The paranormal editor gave me a date for when she’d get back to me with a response. Bad idea, because I treated that date like the Absolute Truth. Nothing else existed for me, except the 24 hours of said date. House on fire? Trip to the ER? No big deal, as long as I had access to a computer to check email…

The date came and went. No news is good news, I told myself. A week passed. I bit off all my nails. Week two arrived. I started snapping at my son for no good reason.

I HATE WAITING! I’d yell to the dog. She’d look at me like I was nuts and then lick herself. I got on my favorite writer’s forum and asked them: Should I ask for an update? (otherwise known as a status query)

The response was unanimous. “No good ever comes of it. Don’t. Do. It.”

All these thoughts rushed through my head: What if the editor’s email got lost in cyberspace? What if Yahoo is having problems? Maybe she meant she’d get back to me in 2012, not 2011.

Still, no one wants to pressure an editor into a premature rejection, so I sat on my hands and waited. For two days. And then I just couldn’t take it anymore. I had to know. I had to query. I had no sponsor to call who could tell me, “Step away from the keyboard. The urge will pass.”

I sent a short polite inquiry, asking where I was in the evaluation process. And then I waited. My mood turned foul. I expected rejection, of course. Who wouldn’t after being rejected as many times as I had? Why would this time be any different? I’m 43 years old. Success had eluded me thus far. Maybe I would never amount to anything. I’d die penniless, husbandless, and 401Kless.

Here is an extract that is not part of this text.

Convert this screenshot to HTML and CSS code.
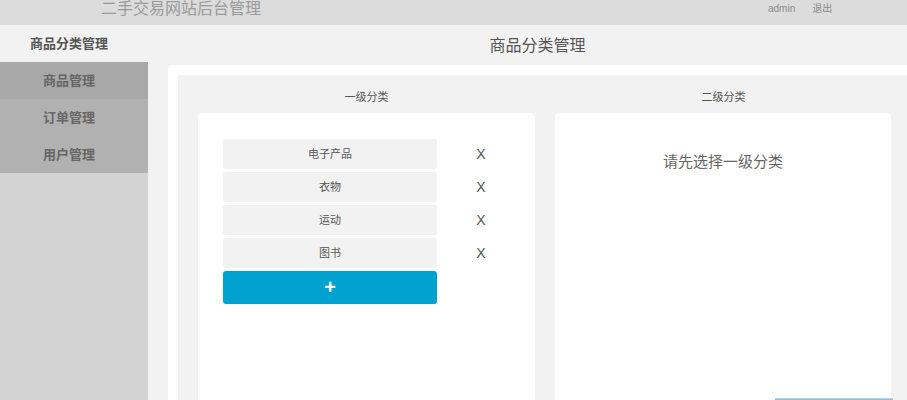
FILE: index.html
```html
<!DOCTYPE html>
<html lang="zh-CN">
  <head>
    <meta charset="UTF-8" />
    <meta name="viewport" content="width=device-width, initial-scale=1.0" />
    <title>二手交易网站后台管理</title>
    <link rel="stylesheet" href="styles.css">
  </head>
  <body>
    <div class="header">
      <div class="site-title">二手交易网站后台管理</div>
      <div class="user-bar">
        <a href="#">admin</a>
        <a href="#">退出</a>
      </div>
    </div>
    <div class="layout">
      <div class="sidebar">
        <div class="sidebar-title">商品分类管理</div>
        <a href="#" class="nav-item active">商品管理</a>
        <a href="#" class="nav-item">订单管理</a>
        <a href="#" class="nav-item">用户管理</a>
      </div>
      <div class="main">
        <div class="page-title">商品分类管理</div>
        <div class="wrapper">
          <div class="panel">
            <div class="column">
              <div class="column-label">一级分类</div>
              <div class="card">
                <div class="cat-row">
                  <div class="cat-name">电子产品</div>
                  <span class="cat-del">X</span>
                </div>
                <div class="cat-row">
                  <div class="cat-name">衣物</div>
                  <span class="cat-del">X</span>
                </div>
                <div class="cat-row">
                  <div class="cat-name">运动</div>
                  <span class="cat-del">X</span>
                </div>
                <div class="cat-row">
                  <div class="cat-name">图书</div>
                  <span class="cat-del">X</span>
                </div>
                <button class="add-btn">+</button>
              </div>
            </div>
            <div class="column">
              <div class="column-label">二级分类</div>
              <div class="card card-right">
                <p class="hint">请先选择一级分类</p>
                <div class="bottom-btn"></div>
              </div>
            </div>
          </div>
        </div>
      </div>
    </div>
  </body>
</html>
```

FILE: styles.css
```css
body {
  margin: 0;
  height: 400px;
  overflow: hidden;
  background-color: #f2f2f2;
  font-family: "Liberation Sans", "Noto Sans CJK SC", sans-serif;
  color: #555;
}
a {
  text-decoration: none;
}
.header {
  height: 25px;
  background-color: #dcdcdc;
  display: flex;
  align-items: flex-start;
}
.site-title {
  padding-left: 101px;
  font-size: 16px;
  line-height: 18px;
  color: #9a9a9a;
  width: 768px;
  box-sizing: border-box;
}
.user-bar {
  display: flex;
  gap: 17px;
  font-size: 10px;
  line-height: 18px;
}
.user-bar a {
  color: #8a8a8a;
}
.layout {
  display: flex;
  height: 375px;
}
.sidebar {
  width: 148px;
  flex-shrink: 0;
  background-color: #d3d3d3;
}
.sidebar-title {
  height: 37px;
  line-height: 37px;
  background-color: #f2f2f2;
  text-align: center;
  padding-right: 10px;
  font-size: 13px;
  font-weight: bold;
  color: #555;
}
.nav-item {
  display: block;
  height: 37px;
  line-height: 37px;
  text-align: center;
  padding-right: 10px;
  background-color: #b1b1b1;
  font-size: 13px;
  font-weight: bold;
  color: #666;
}
.nav-item.active {
  background-color: #a8a8a8;
}
.main {
  flex: 1;
  padding-left: 20px;
  min-width: 0;
}
.page-title {
  height: 40px;
  line-height: 42px;
  text-align: center;
  font-size: 16px;
  color: #555;
}
.wrapper {
  background-color: white;
  border-radius: 4px 0 0 0;
  padding: 10px 0 0 10px;
  height: 325px;
}
.panel {
  display: flex;
  gap: 20px;
  padding: 0 20px;
  background-color: #f2f2f2;
  height: 100%;
}
.column {
  width: 337px;
  flex-shrink: 0;
}
.column-label {
  height: 38px;
  line-height: 44px;
  text-align: center;
  font-size: 11px;
  color: #555;
}
.card {
  background-color: white;
  border-radius: 4px;
  height: 300px;
  padding: 26px 0 0 25px;
  box-sizing: border-box;
  position: relative;
}
.cat-row {
  display: flex;
  align-items: center;
  margin-bottom: 3px;
}
.cat-name {
  width: 214px;
  height: 30px;
  line-height: 30px;
  background-color: #f2f2f2;
  border-radius: 3px;
  text-align: center;
  font-size: 11px;
  color: #555;
}
.cat-del {
  width: 88px;
  text-align: center;
  font-size: 14px;
  color: #555;
}
.add-btn {
  display: block;
  width: 214px;
  height: 33px;
  border: none;
  border-radius: 3px;
  background-color: #00a2cf;
  color: white;
  font-size: 20px;
  font-weight: bold;
  font-family: "Liberation Sans", sans-serif;
  line-height: 33px;
  padding: 0;
}
.card-right {
  padding: 0;
  width: 336px;
}
.hint {
  margin: 0;
  padding-top: 37px;
  text-align: center;
  font-size: 15px;
  color: #666;
}
.bottom-btn {
  position: absolute;
  left: 220px;
  top: 285px;
  width: 118px;
  height: 10px;
  background-color: #8fbde3;
  border-top: 1px solid #b5d4ee;
}
```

My self-pity rant continued with a vengeance, because once I board the express train to Worthless Loserville, there’s no getting off until I reach my destination.

What a big fat waste of time all this writing crap had been. Time that could have been spent with my son, playing Monopoly and Go Fish. Time I could have used to learn Spanish, or bake cookies, or meditate.

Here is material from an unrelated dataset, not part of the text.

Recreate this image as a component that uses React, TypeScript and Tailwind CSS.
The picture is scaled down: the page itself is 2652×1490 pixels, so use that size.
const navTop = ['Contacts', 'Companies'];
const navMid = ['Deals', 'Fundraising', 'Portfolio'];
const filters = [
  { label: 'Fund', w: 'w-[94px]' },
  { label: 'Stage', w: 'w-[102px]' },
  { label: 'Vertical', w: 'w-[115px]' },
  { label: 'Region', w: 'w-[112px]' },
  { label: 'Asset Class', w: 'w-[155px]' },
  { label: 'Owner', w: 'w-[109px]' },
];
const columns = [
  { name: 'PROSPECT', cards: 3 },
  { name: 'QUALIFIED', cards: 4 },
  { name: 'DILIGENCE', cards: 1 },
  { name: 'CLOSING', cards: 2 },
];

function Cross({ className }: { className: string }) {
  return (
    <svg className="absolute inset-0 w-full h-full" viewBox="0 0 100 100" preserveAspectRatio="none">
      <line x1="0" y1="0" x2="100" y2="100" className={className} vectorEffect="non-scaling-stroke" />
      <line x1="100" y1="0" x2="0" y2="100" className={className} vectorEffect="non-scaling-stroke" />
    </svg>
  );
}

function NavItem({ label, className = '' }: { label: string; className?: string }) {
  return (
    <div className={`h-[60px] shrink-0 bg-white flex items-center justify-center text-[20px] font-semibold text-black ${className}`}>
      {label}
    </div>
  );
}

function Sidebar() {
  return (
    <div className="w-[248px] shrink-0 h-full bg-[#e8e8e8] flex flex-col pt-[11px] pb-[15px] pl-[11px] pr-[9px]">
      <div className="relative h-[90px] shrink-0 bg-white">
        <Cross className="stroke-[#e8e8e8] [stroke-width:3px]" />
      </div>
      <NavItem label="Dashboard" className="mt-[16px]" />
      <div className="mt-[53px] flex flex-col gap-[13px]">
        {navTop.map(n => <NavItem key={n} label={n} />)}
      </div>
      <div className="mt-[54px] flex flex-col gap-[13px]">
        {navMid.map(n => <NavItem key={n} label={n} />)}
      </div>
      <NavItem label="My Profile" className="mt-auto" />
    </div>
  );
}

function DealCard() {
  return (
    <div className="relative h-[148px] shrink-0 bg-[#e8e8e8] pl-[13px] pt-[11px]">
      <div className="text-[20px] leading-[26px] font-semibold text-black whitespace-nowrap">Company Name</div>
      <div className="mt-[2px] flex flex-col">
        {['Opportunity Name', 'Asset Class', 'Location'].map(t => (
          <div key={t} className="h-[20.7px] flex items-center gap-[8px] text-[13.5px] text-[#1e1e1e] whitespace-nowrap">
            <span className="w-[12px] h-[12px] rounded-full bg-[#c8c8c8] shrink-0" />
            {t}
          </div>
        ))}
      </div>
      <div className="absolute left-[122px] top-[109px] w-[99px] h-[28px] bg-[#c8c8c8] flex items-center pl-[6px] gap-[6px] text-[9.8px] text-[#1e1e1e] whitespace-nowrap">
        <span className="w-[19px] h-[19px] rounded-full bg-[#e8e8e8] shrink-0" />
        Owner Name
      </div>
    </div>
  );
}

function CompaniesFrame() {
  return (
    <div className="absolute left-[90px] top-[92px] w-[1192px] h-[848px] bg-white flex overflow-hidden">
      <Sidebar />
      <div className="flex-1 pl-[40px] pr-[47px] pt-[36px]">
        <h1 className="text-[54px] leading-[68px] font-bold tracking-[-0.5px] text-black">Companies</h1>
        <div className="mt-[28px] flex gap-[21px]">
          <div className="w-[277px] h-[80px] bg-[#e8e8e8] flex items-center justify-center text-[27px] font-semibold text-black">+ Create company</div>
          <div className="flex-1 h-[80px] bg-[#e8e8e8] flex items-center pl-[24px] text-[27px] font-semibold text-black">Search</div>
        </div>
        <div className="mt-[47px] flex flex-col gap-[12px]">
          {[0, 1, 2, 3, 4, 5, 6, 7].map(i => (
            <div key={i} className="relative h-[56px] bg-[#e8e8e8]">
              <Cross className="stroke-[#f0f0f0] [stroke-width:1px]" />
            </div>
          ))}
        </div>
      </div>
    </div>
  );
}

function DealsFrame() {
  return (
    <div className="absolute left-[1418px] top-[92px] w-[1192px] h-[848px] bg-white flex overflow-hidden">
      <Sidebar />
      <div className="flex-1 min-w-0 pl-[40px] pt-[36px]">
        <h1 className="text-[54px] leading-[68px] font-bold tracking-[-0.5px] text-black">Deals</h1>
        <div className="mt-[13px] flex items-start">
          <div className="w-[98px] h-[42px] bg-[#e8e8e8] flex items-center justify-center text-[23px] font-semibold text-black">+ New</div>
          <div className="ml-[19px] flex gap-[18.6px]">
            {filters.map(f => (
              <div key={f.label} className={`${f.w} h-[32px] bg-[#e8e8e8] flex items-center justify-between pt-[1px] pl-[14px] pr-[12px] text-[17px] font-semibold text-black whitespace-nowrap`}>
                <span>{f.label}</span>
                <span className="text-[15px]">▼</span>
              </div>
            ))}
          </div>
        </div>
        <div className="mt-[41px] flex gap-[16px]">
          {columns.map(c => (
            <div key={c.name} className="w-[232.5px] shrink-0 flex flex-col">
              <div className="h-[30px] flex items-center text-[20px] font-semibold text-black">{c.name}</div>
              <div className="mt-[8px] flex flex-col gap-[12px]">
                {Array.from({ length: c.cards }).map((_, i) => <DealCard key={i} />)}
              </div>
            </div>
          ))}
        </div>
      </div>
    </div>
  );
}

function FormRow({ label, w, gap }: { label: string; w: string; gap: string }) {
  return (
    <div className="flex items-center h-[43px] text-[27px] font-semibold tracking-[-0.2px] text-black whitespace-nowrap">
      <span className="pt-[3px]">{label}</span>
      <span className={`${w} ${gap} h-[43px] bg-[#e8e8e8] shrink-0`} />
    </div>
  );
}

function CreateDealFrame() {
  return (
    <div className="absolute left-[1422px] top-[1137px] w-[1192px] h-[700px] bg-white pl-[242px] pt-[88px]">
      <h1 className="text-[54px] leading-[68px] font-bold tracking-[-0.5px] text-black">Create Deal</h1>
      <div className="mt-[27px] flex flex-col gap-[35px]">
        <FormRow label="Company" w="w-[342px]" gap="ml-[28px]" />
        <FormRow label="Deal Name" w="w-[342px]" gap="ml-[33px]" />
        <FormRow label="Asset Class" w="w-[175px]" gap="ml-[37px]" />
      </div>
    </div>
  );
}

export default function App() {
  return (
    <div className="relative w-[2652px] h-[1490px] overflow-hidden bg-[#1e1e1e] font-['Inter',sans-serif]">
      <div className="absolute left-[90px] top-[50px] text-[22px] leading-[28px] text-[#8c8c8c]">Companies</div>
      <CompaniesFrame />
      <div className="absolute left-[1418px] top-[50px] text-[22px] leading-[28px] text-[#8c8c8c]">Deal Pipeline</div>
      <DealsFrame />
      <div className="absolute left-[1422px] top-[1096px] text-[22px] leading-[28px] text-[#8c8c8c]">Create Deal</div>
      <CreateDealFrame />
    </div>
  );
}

No wonder my father didn’t love me. Who could love a loser like me? No wonder my relationships never work out. How could they? I have a huge “L” branded on my chest, and my name’s not Laverne.

Things that had no rhyme or reason began to enter into the equation at this point.

No wonder my cat throws up every time I feed her. And why I don’t get reception on the TV even though I have one of those converter boxes, which should be called crapola boxes, because they don’t work!  No wonder I was overcharged at the grocery store the other day. Because I am a LOSER.

I checked my email for the 500th time that day. Finally, there was the email that held my fate.

I took a few deep breaths. The longer I waited to open that email, the longer I was able to hold onto the elusive emotion of HOPE. Hope is like a beautiful soaring butterfly that can quickly transform itself into an ugly cockroach, smushed by a steel-toed boot at a moment’s notice.

“I have submitted a request for contract from the senior editor of the contemporary line.” Did my eyes deceive me? Were these words of acceptance? Well, almost…I suppose if I had waited longer to query I might have received an email offering an actual contract. It would have been the equivalent of “THE CALL.” But that’s what happens when you’re impatient. No matter. I’ll take this.

The heavens opened up. Colors became brighter. I had a spring in my step, and a smile on my face. It was like the feeling of being in love – only better, because there was no man involved. It was a sense of validation; all my hard work coming to fruition. One person other than my mother liking and appreciating my novel. See Dad, I’m not a loser. I can actually string sentences together to create a story that someone “enjoyed immensely.”

There is the slight chance a contract might not come through for me. The pessimist in me says, “Ain’t nothin’ final till you sign on the dotted line.” But for right now I’m walking on sunshine and feeling worthy.